Some citrus and melon growers, however, raise seedless fruit, for which consumers will pay a premium to enjoy, but which happens only if the bees do not pollinate the fruit. Pollination causes seeds, so at contest, then, is that the seedless crop growers do not want bees around their crops, but other growers and the beekeepers want them present.
Caught in the middle are the bees, who besides the income role of pollination and honey, are suffering from colony collapse, a bee disorder of undetermined cause that results in death of 10% to 90% of a bee colony.(3) A bee ban would aid citrus growers, but cause hardship to other crop growers, and decrease the livelihood of the bees.
Mediation efforts have so far been unsuccessful. The State of California is proposing notice regulation to encourage beekeepers to move their hives during pesticide spraying.(4) Unfortunately, this soft-touch of the debate does not include the voice of the consumer, so I'll add my two-bits worth.
First, I enjoy honey - a lot. Honey improves toast and peanut butter and jelly sandwiches, and of course, baklava is not baklava without honey and nuts. And yes, I enjoy seedless fruit. I had three seedless tangerines the morning of the day before I read about the issue. But then, watermelon seed-spitting contests are futile without large seeds, so who needs seedless watermelons?
In the balance, is the cost of a resolution. The bee-side forces suggest that the seedless growers place nets over the trees. A fair solution, except that trying to net over 31,000 acres of growing trees to block out bees would require fishing-trawler-style nets, and thousands of hours of effort, or a lot of helicopter time. In addition, the small net matrix might affect photosynthesis of the plants, which requires a balance of sun and water.(5) Those of us from northern latitudes are familiar with the effect of reduced sunlight, which results in smaller plants and crops. Consumers are less likely to pay more for less, especially in this economic condition.

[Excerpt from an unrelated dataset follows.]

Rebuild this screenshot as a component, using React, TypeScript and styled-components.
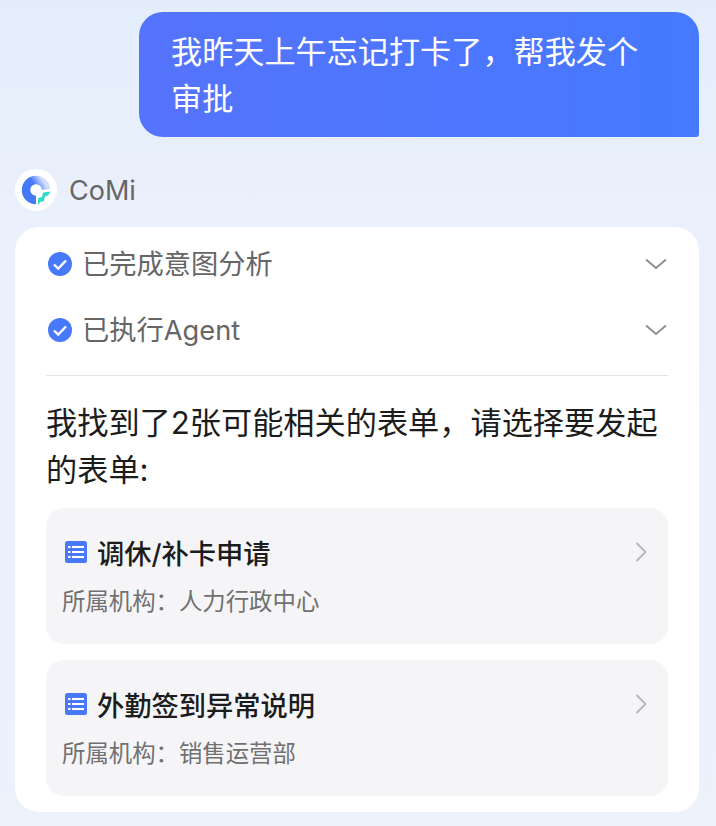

The seedless camp has suggested that beekeepers reduce the number of bees, which in turn, reduces the distance that the bees travel. In this way the bees would be less likely to enter seedless orchards. One option is for growers to change crops, but this is also expensive and time-consuming, especially in the face that some growers recently switched to seedless crops after the market premium made its glowing sunrise.(6)
In reality, the consumers will lose this battle over seedless crops, nuts and the bees. The price of something, if not everything, will rise. From this viewpoint, two options are present.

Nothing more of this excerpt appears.